A B2B technology startup with an innovative, differentiated technology should sell to the early adopter, the innovator—period.
Often, however, these startups get marketing and sales advice from potential investors or the brain dead management types who inhabit large technology companies and thus think they know something about how a new technology finds its market.
Invariably these are people who would not know how to find an innovator if it had an ankle bracelet tracking system.
Initial acceleration is very different if you are a startup. Acceleration is not measured in dramatic customer growth; certainly not if you are in the B-to-B market space.
Acceleration should be a multi-faceted process that can result in becoming the disruptive player in a category. To become disruptive, you need early adopters to get what you do, bring you to their friends and praise your offering to the few people who really can help you make a market.
Acceleration is achieved by “finding the customers looking for you.”
That means you are looking for kindred spirits who understand the value of your technology and want to bring it into their firms, enhance it, smooth it out, refine it, and help you sell it to others just like them.
This means finding the 2% – 3% of the market who really do need what you are selling and will embrace you with the benefits of shorter sales cycles, excellent references, real feedback (not Survey Monkey junk).
One of the most common mistakes B2B tech startups make is listening to the advice of VCs, angel investors, “uncles” they have collected who have no real downside to offering terrible advice. That advice is almost always about dramatically growing your sales and marketing resources so you grow revenue fast.
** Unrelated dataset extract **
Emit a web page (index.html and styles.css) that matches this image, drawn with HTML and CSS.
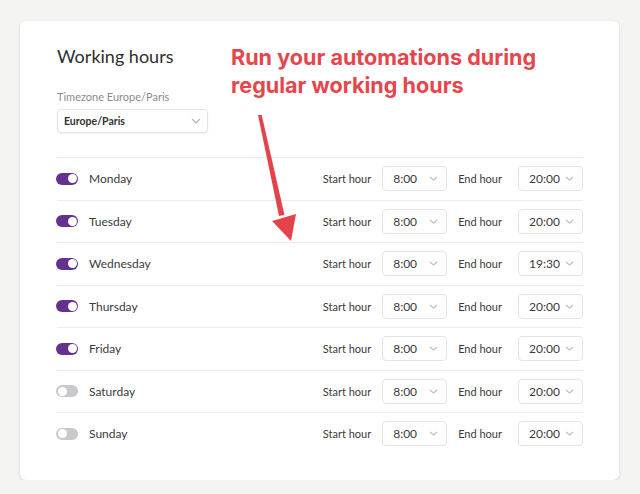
FILE: index.html
```html
<!DOCTYPE html>
<html lang="en">
<head>
  <meta charset="UTF-8">
  <meta name="viewport" content="width=device-width, initial-scale=1.0">
  <title>Working hours</title>
  <link rel="stylesheet" href="styles.css">
</head>
<body>
  <div class="card">
    <!-- Header -->
    <h1>Working hours</h1>
    <label class="tz-label" for="timezone">Timezone Europe/Paris</label>
    <div class="select tz-select" id="timezone">
      <span>Europe/Paris</span>
      <svg class="chevron" width="10" height="6" viewBox="0 0 10 6"><path d="M1 1l4 4 4-4" fill="none" stroke="#b5b5b5" stroke-width="1.2"/></svg>
    </div>

    <!-- Days -->
    <div class="days" id="days"></div>

    <!-- Annotation -->
    <div class="note">Run your automations during<br>regular working hours</div>
    <svg class="arrow" width="60" height="140" viewBox="0 0 60 140">
      <polygon points="0,0 3.5,-1 26.5,100 21,101" transform="translate(17,0)" fill="#e5434b"/>
      <polygon points="31,106 55,99 50,126" fill="#e5434b"/>
    </svg>
  </div>

  <script>
    const days = [
      { name: 'Monday', on: true, start: '8:00', end: '20:00' },
      { name: 'Tuesday', on: true, start: '8:00', end: '20:00' },
      { name: 'Wednesday', on: true, start: '8:00', end: '19:30' },
      { name: 'Thursday', on: true, start: '8:00', end: '20:00' },
      { name: 'Friday', on: true, start: '8:00', end: '20:00' },
      { name: 'Saturday', on: false, start: '8:00', end: '20:00' },
      { name: 'Sunday', on: false, start: '8:00', end: '20:00' }
    ];

    const chevron = '<svg class="chevron" width="9" height="5" viewBox="0 0 9 5"><path d="M1 0.8l3.5 3.3 3.5-3.3" fill="none" stroke="#b5b5b5" stroke-width="1.1"/></svg>';

    document.getElementById('days').innerHTML = days.map(d => `
      <div class="day-row">
        <span class="toggle ${d.on ? 'on' : ''}"><span class="knob"></span></span>
        <span class="day-name">${d.name}</span>
        <span class="hour-label">Start hour</span>
        <div class="select hour-select"><span>${d.start}</span>${chevron}</div>
        <span class="hour-label end">End hour</span>
        <div class="select hour-select"><span>${d.end}</span>${chevron}</div>
      </div>
    `).join('');
  </script>
</body>
</html>
```

FILE: styles.css
```css
body {
  margin: 0;
  background-color: #f4f4f2;
  font-family: Lato, "Open Sans", sans-serif;
  color: #363636;
}

.card {
  position: relative;
  box-sizing: border-box;
  width: 599px;
  height: 459px;
  margin: 21px 0 0 20px;
  padding: 24px 36px 0 37px;
  background-color: #fff;
  border-radius: 6px;
  box-shadow: 0 1px 3px rgba(0, 0, 0, 0.14);
}

h1 {
  margin: 0;
  font-size: 18px;
  font-weight: 400;
  line-height: 22px;
  color: #2e2e30;
}

.tz-label {
  display: block;
  margin-top: 23px;
  font-size: 11px;
  line-height: 14px;
  color: #8c8c8c;
}

.select {
  box-sizing: border-box;
  display: flex;
  align-items: center;
  justify-content: space-between;
  border: 1px solid #e4e4e4;
  border-radius: 4px;
  background-color: #fff;
}

.tz-select {
  width: 151px;
  height: 24px;
  margin-top: 5px;
  padding: 0 6px 0 6px;
  font-size: 10.5px;
  font-weight: 700;
  color: #333;
  box-shadow: 0 1px 2px rgba(0, 0, 0, 0.05);
}

.days {
  margin-top: 24px;
}

.day-row {
  display: flex;
  align-items: center;
  height: 42.5px;
  border-top: 1px solid #ededed;
  box-sizing: border-box;
}

.toggle {
  position: relative;
  width: 22px;
  height: 12px;
  margin-left: -1px;
  border-radius: 6px;
  background-color: #c9c8cc;
}

.toggle.on {
  background-color: #66308f;
}

.knob {
  position: absolute;
  top: 1.5px;
  left: 1.5px;
  width: 9px;
  height: 9px;
  border-radius: 50%;
  background-color: #fff;
}

.toggle.on .knob {
  left: 11.5px;
}

.day-name {
  margin-left: 11px;
  font-size: 12px;
  color: #3a3a3c;
  flex: 1;
}

.hour-label {
  font-size: 11px;
  color: #3a3a3c;
  margin-right: 11px;
}

.hour-label.end {
  margin-left: 11px;
  margin-right: 16px;
}

.hour-select {
  width: 65px;
  height: 25px;
  padding: 0 8px 0 10px;
  font-size: 12px;
  color: #3a3a3c;
}

.note {
  position: absolute;
  left: 211px;
  top: 22px;
  font-family: Inter, Roboto, sans-serif;
  font-size: 21.6px;
  font-weight: 700;
  line-height: 28px;
  color: #e6454c;
}

.arrow {
  position: absolute;
  left: 221px;
  top: 94px;
}
```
And it is wrong. The right strategy is almost always to conserve cash with a passion.
Zero marketing is always better than bad, ineffective marketing.
Do not hire sales people–you cannot afford or find the types you need. The sales people you want should work on a 100% contingency basis.
They share in what they kill. If they do a great job, they are in line for full time employment some day. If not, nothing is lost. Yes, they are really hard to find. Consider the alternative: you hire 2-3 former VMware, Oracle, SAP, HP type reps. They fail because they need a constant flow of leads from a massive marketing bureaucracy to keep their dial pads moving.
These people cannot find the early adopter; they would not know what to do with one if they did.
Just two of them cost you about $500,000 you do not really have and generate nothing. Then they bad mouth you all over the industry noting you have no infrastructure. They never find the innovator or early adopter because the early adopters for Oracle and VMware are dead from old age.
So, take your time and find that one person who will lay out a sensible strategy to find those few early adopters who can get you started. Share all their sales proceeds generously—think 20%-30% of gross.
When you have your first and second customer, use the customer to find the next customer. There is an interesting dynamic with early adopters—they know others just like themselves.
This is how you get started developing what can become a disruptive technology and keep your equity.
Typical B2B tech mistakes: hiring a full blown marketing department, hiring the expensive sales force, investing in infrastructure before you can effectively use it—results in losses, replaced by financing rounds B, C, D.
This brings you dilution and eventually, servitude.
Find the customer looking for you. Works every time it is tried.